That gap between the training videos a customer needed and the place they were when they needed it is what drives the ticket queue. Closing that gap is the job of a systematic customer training program. And training videos - specifically, video delivered through the right channels at the right moments - are the most effective format for doing it at scale.


Why Training Videos Reduces Ticket Volume

The connection between customer training and support ticket reduction isn't intuitive until you trace where tickets actually come from.

A customer submits a support ticket at the end of a chain of events. They tried to do something in the product. They didn't know how. They looked for help and either couldn't find it, found something outdated, or found written documentation that didn't make the workflow clear enough. They ran out of patience and opened a ticket.

Each link in that chain is an intervention point. Training content - specifically video - works at multiple points simultaneously.

Video is the format customers prefer for learning software. A step-by-step guide that says "click the Settings icon in the upper right corner" requires the reader to mentally locate that icon, interpret the description, and map it to what they're seeing. A video shows the click. For software walkthroughs, the gap in comprehension between written and video instruction is significant enough to affect how many customers reach the end of the guide successfully - and how many give up and open a ticket instead.
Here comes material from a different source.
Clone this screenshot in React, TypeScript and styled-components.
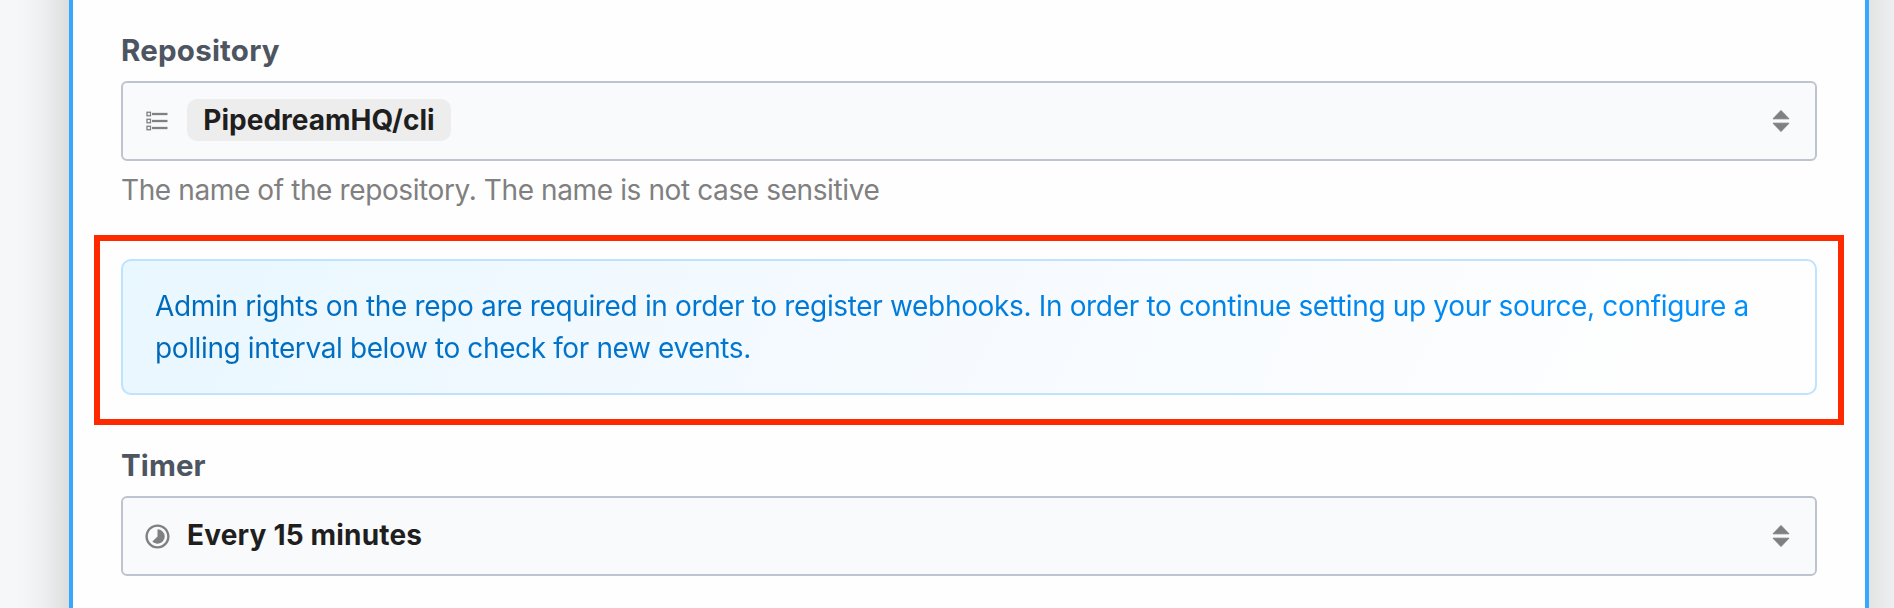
import React from "react";
import styled, { createGlobalStyle } from "styled-components";
import { MdTimelapse } from "react-icons/md";

const GlobalStyle = createGlobalStyle`
  * { box-sizing: border-box; }
  body { margin: 0; overflow: hidden; background: #f6f7f9; font-family: Inter, "Liberation Sans", sans-serif; }
`;

const Page = styled.div`
  display: flex;
  justify-content: flex-start;
  height: 608px;
  padding-left: 69px;
  overflow: hidden;
  background: linear-gradient(90deg, #f7f8fa 0, #f5f6f8 22px, #eeeff1 42px, #e7e8e9 54px, #dcdddc 69px, #e2e3e2 1869px, #eeeff1 1894px);
`;

const Panel = styled.main`
  display: flex;
  flex-direction: column;
  flex: none;
  width: 1800px;
  padding: 32px 21px 0;
  border: solid #36a9ff;
  border-width: 0 4px;
  background: #fefefe;
`;

const Field = styled.section`
  display: flex;
  flex-direction: column;
  padding: 0 27px;
`;

const Label = styled.label`
  height: 49px;
  font-size: 29.5px;
  line-height: 37px;
  font-weight: 700;
  color: #4d5561;
`;

const Text = styled.span<{ $spacing: number }>`
  letter-spacing: ${(p) => p.$spacing}px;
  white-space: nowrap;
`;

const SelectBox = styled.div`
  display: flex;
  align-items: center;
  height: 80px;
  padding: 0 25px 0 22px;
  border: 2px solid #bdc4d0;
  border-radius: 6px;
  background: #f9fafc;
  font-size: 28px;
  line-height: 34px;
  font-weight: 700;
  color: #1f1f1f;
`;

const IconSlot = styled.span`
  display: flex;
  justify-content: center;
  width: 24px;
  margin-right: 18px;
  color: #808080;
  svg { flex: none; }
`;

const Chip = styled.span`
  display: flex;
  align-items: center;
  justify-content: center;
  width: 264px;
  height: 42px;
  margin-bottom: 2px;
  border-radius: 10px;
  background: #ededed;
`;

const Value = styled.span`
  display: flex;
  padding-bottom: 2px;
`;

const Arrows = styled.svg`
  margin-left: auto;
`;

const Help = styled.p`
  height: 74px;
  margin: 0;
  padding-top: 9px;
  font-size: 28px;
  line-height: 40px;
  color: #808080;
`;

const Highlight = styled.div`
  height: 190px;
  padding: 18px 21px;
  border: 6px solid #ff2900;
`;

const Alert = styled.div`
  height: 136px;
  padding: 24px 32px;
  border: 2px solid #bde3ff;
  border-radius: 10px;
  background: linear-gradient(115deg, #e9f7ff, #f5faff 45%, #fefefe 92%);
`;

const AlertText = styled.p`
  display: flex;
  flex-direction: column;
  margin: 0;
  font-size: 28px;
  line-height: 42px;
  color: transparent;
  background: linear-gradient(90deg, #0069b9, #0091ff);
  background-clip: text;
`;

const TimerField = styled(Field)`
  padding-top: 22px;
`;

const ListIcon = () => (
  <svg width="22" height="20" viewBox="0 0 22 20" fill="none" stroke="currentColor">
    {[3, 10, 17].map((y) => (
      <g key={y}>
        <rect x="1" y={y - 1.75} width="3.5" height="3.5" strokeWidth="1.3" />
        <path d={`M6 ${y}H21.5`} strokeWidth="2.3" />
      </g>
    ))}
  </svg>
);

const SortArrows = () => (
  <Arrows width="18" height="24" viewBox="0 0 18 24" fill="#808080" stroke="#808080" strokeLinejoin="round">
    <path d="M9 1.5L17 9.8H1ZM1 14.2H17L9 22.5Z" />
  </Arrows>
);

export default function App() {
  return (
    <>
      <GlobalStyle />
      <Page>
        <Panel>
          <Field>
            <Label><Text $spacing={0.22}>Repository</Text></Label>
            <SelectBox>
              <IconSlot><ListIcon /></IconSlot>
              <Chip><Text $spacing={0}>PipedreamHQ/cli</Text></Chip>
              <SortArrows />
            </SelectBox>
            <Help><Text $spacing={-0.39}>The name of the repository. The name is not case sensitive</Text></Help>
          </Field>
          <Highlight>
            <Alert>
              <AlertText>
                <Text $spacing={-0.34}>Admin rights on the repo are required in order to register webhooks. In order to continue setting up your source, configure a</Text>
                <Text $spacing={-0.38}>polling interval below to check for new events.</Text>
              </AlertText>
            </Alert>
          </Highlight>
          <TimerField>
            <Label><Text $spacing={0.1}>Timer</Text></Label>
            <SelectBox>
              <IconSlot><MdTimelapse size={29} /></IconSlot>
              <Value><Text $spacing={0.18}>Every 15 minutes</Text></Value>
              <SortArrows />
            </SelectBox>
          </TimerField>
        </Panel>
      </Page>
    </>
  );
}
Video reduces the ambiguity that generates follow-up tickets. Written documentation that doesn't quite answer the question often produces a ticket more confused than the original, because the customer has now tried and failed to follow instructions they partly understood. Video that shows the complete interaction sequence - including what the screen looks like after each step - leaves less room for misinterpretation.

Video works asynchronously, across time zones, without a support agent. The customer who needs help at 11pm or in a different time zone isn't going to wait for a business-hours response. If self-serve training content answers their question, they solve their problem immediately. If it doesn't exist or isn't findable, they submit a ticket that sits in the queue until morning.


How Training Videos Reduce Support Tickets

Training videos reduce support ticket volume through three distinct mechanisms. The most effective programs use all three in combination.

Proactive Training: Prevent Confusion Before It Happens

Proactive training delivers structured educational content to customers before they encounter the product independently. In practice, this means an onboarding course - a sequence of training videos that walks new customers through core workflows during their first 30 days.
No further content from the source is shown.